The union totally refutes this argument not
least because it is factually incorrect. Shipowners can crew UK
flagged ships with whichever nationality of crew they wish, there
are no restrictions requiring the employment of UK ratings or
officers on board.
It is probably true to say that in the past
there has been a perception that when changing flag you also change
crews. One of the prime reasons for UK shipowners flagging out
is to move to a register which does not necessarily enforce regulations
as well as the UK authorities. Of course another reason could
be that another register has a more advantageous fiscal regime.

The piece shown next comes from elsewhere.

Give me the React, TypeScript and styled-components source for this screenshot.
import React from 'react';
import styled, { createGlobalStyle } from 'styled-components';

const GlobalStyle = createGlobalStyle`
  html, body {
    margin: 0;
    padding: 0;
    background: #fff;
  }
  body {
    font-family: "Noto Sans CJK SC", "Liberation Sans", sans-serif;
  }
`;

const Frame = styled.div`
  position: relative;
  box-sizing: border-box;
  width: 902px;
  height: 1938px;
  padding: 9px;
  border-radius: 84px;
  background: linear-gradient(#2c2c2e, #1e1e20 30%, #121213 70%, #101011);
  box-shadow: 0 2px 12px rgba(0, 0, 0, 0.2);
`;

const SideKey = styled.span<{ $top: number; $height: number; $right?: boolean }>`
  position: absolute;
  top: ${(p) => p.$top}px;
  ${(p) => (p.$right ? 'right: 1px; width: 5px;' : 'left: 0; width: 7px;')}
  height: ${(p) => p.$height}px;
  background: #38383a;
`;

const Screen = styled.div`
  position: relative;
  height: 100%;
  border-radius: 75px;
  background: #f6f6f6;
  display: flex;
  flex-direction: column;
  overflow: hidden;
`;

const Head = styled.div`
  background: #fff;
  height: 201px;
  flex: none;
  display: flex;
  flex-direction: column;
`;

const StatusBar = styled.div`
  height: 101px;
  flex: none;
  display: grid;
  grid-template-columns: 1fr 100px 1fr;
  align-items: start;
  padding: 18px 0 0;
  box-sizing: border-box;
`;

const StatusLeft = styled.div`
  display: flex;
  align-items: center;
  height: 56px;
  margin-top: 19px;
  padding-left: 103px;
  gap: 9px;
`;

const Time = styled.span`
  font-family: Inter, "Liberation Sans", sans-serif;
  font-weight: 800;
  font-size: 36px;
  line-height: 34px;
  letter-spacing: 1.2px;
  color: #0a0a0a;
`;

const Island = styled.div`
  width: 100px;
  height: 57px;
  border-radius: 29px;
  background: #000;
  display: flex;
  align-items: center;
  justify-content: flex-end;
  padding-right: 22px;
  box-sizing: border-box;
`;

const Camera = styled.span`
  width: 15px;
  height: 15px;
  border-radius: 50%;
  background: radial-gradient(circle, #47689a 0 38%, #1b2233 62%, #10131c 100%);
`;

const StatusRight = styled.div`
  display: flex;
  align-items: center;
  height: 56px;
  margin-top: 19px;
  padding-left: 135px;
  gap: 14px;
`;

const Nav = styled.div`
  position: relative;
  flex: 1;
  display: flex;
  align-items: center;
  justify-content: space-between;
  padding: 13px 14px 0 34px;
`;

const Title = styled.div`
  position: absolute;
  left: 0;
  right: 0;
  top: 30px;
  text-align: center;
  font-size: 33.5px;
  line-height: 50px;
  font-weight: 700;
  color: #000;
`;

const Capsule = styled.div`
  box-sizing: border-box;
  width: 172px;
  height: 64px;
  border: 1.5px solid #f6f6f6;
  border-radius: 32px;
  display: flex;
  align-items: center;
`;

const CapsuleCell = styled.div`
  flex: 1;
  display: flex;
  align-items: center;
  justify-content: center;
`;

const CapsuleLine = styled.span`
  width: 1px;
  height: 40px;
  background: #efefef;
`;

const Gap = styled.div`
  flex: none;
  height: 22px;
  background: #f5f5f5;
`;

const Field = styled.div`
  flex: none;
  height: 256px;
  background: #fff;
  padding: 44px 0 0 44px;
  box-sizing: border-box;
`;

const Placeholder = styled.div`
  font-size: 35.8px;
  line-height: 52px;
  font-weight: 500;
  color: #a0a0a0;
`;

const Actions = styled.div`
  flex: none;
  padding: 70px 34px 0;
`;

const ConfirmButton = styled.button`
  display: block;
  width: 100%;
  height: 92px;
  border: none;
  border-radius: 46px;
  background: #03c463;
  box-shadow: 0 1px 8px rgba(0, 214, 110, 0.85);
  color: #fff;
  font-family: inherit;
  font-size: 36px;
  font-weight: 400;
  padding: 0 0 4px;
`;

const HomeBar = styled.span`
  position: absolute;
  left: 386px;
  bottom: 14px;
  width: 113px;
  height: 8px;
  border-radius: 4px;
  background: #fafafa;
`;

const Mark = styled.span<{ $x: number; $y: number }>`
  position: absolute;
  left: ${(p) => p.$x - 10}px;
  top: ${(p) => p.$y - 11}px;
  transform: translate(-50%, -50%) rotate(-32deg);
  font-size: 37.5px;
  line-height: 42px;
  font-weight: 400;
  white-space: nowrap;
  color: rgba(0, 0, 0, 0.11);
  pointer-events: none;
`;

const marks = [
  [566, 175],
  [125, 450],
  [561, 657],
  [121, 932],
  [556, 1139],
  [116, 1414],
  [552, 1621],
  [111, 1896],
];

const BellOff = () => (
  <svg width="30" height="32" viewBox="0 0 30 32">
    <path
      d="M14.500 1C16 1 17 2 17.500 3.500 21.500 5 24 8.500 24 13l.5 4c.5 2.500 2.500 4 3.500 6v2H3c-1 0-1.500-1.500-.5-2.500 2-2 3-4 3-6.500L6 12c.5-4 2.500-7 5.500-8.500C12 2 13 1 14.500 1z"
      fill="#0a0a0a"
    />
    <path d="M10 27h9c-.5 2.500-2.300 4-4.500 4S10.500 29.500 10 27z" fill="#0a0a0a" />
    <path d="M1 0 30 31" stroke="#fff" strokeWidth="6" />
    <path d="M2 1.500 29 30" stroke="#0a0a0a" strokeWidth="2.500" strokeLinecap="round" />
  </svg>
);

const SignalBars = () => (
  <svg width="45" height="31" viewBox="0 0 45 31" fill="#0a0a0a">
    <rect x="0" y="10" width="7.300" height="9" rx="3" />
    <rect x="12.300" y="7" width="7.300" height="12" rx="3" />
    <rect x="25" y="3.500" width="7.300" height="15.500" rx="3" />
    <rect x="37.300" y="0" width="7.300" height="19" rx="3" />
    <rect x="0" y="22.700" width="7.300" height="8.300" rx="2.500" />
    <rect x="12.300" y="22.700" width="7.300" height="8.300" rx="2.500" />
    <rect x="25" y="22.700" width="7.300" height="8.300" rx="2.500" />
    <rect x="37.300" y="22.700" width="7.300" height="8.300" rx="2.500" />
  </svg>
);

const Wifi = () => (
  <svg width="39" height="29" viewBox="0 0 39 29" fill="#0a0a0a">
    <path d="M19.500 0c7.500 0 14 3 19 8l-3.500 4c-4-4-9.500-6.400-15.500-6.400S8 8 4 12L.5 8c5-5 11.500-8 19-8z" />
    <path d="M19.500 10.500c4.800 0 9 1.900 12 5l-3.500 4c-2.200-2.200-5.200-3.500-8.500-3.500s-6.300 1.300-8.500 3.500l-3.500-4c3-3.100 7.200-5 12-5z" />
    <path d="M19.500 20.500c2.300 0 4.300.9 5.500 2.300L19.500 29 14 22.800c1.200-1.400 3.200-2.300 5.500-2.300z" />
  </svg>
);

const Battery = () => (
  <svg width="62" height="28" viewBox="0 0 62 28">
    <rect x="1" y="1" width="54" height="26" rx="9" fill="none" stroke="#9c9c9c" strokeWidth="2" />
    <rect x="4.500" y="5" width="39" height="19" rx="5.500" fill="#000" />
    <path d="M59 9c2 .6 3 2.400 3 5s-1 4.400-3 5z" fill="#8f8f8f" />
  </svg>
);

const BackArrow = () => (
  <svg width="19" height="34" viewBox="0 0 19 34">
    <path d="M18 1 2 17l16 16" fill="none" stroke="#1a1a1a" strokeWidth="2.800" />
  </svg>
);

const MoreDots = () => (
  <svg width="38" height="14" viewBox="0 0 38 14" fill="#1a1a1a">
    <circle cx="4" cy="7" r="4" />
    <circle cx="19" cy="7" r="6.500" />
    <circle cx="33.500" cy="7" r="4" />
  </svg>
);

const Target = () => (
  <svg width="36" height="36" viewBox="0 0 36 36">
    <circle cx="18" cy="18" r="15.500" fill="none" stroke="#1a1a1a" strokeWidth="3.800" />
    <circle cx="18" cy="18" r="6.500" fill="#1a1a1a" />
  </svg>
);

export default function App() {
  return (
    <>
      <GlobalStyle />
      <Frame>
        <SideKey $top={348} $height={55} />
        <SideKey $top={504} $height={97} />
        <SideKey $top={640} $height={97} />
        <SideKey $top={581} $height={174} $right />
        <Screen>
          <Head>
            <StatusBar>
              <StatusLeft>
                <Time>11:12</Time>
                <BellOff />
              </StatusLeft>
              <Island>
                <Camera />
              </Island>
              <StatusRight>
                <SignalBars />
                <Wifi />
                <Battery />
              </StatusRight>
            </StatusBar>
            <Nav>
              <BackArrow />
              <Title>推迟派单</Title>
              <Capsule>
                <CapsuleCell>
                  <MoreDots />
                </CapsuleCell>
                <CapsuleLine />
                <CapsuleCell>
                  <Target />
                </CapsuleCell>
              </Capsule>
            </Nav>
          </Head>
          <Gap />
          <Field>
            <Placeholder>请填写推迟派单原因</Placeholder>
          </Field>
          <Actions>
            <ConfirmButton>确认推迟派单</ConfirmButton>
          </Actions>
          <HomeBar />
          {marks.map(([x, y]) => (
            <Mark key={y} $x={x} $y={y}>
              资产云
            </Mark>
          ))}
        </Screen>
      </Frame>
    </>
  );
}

For example if the UK Government do not make tax concessions in
the forthcoming budget it is likely that P&O Nedlloyd will
transfer their deep sea fleet to the Dutch register which has
the tonnage tax already in place.
It should also be noted that if a shipping company
chose to utilise a crew of lower paid foreign nationals they are
likely to be able to work their ships with a far more relaxed
view of the safety regulations.
2. Your memorandum refers to amendments to the
immigration rules. What do you have in mind, and what impact will
The Immigration regulations were introduced
on 1 August 1996 and stipulate that work permits are required
if seafarers are not nationals of EEC or EEA member states (EEA
member states are those in the EEC and Iceland, Norway and Liechtenstein).
The voyages covered are those where a ferry requires a passenger
certificate and which operates between two UK ports or where the
vessel operates wholly or largely in UK waters. Work permits will
not be issued unless it could be shown that European nationals
could not do the job which in these instances is extremely unlikely.
The immigration regulations are in place to
protect domestic seafaring employment, but the current definition
as to what constitutes this is too narrow.
First of all it is imperative that the offshore
sector is included within the regulations. Currently employment
within the UK Continental Shelf is covered by all other UK legislation.
If the vessel is just operating from or based
at one UK port then workers on any vessel engaged in these activities
should be covered by the regulations. A short detour outside UK
territorial waters for example to an offshore installation, should
not be enough to avoid the UK regulations.
The regulations should also be amended so that
domestic freight vessels are included in the regulations. Domestic
freight vessels are at the moment needlessly excluded by the current
requirement for a passenger certificate. Vessels which operate
from just one UK port should also be included.
Vessels are currently excluded from the regulations
if a ferry carries less than 12 passengers and the union also
believes there is no good reason for this to continue. Often these
small vessels are carrying lorry drivers but they are still passengers.
The proposed changes outlined above are important
in so far as they simplify the regulations into a more easily
understandable and logical form.
3. What changes to the Race Relations Act 1976
do you wish to see? What impact will they have?
The simple change required is for the removal
of section 9 which exempts seafarers from the provisions of the
Act. When the 1968 Act was last reviewed it was recognised that
the principal of wage inequality was unacceptable in the long
The 1976 legislation outlawed two previous discriminatory
measures which allowed shipowners to refuse to employ persons
on board if this resulted in persons of different colour, race
or ethnic or national origin being compelled to share sleeping,
eating or sanitary accommodation. Shipowners could also discriminate
in such a way so as not to have passengers of different colour,
race or ethnic or national origin to share sleeping cabins.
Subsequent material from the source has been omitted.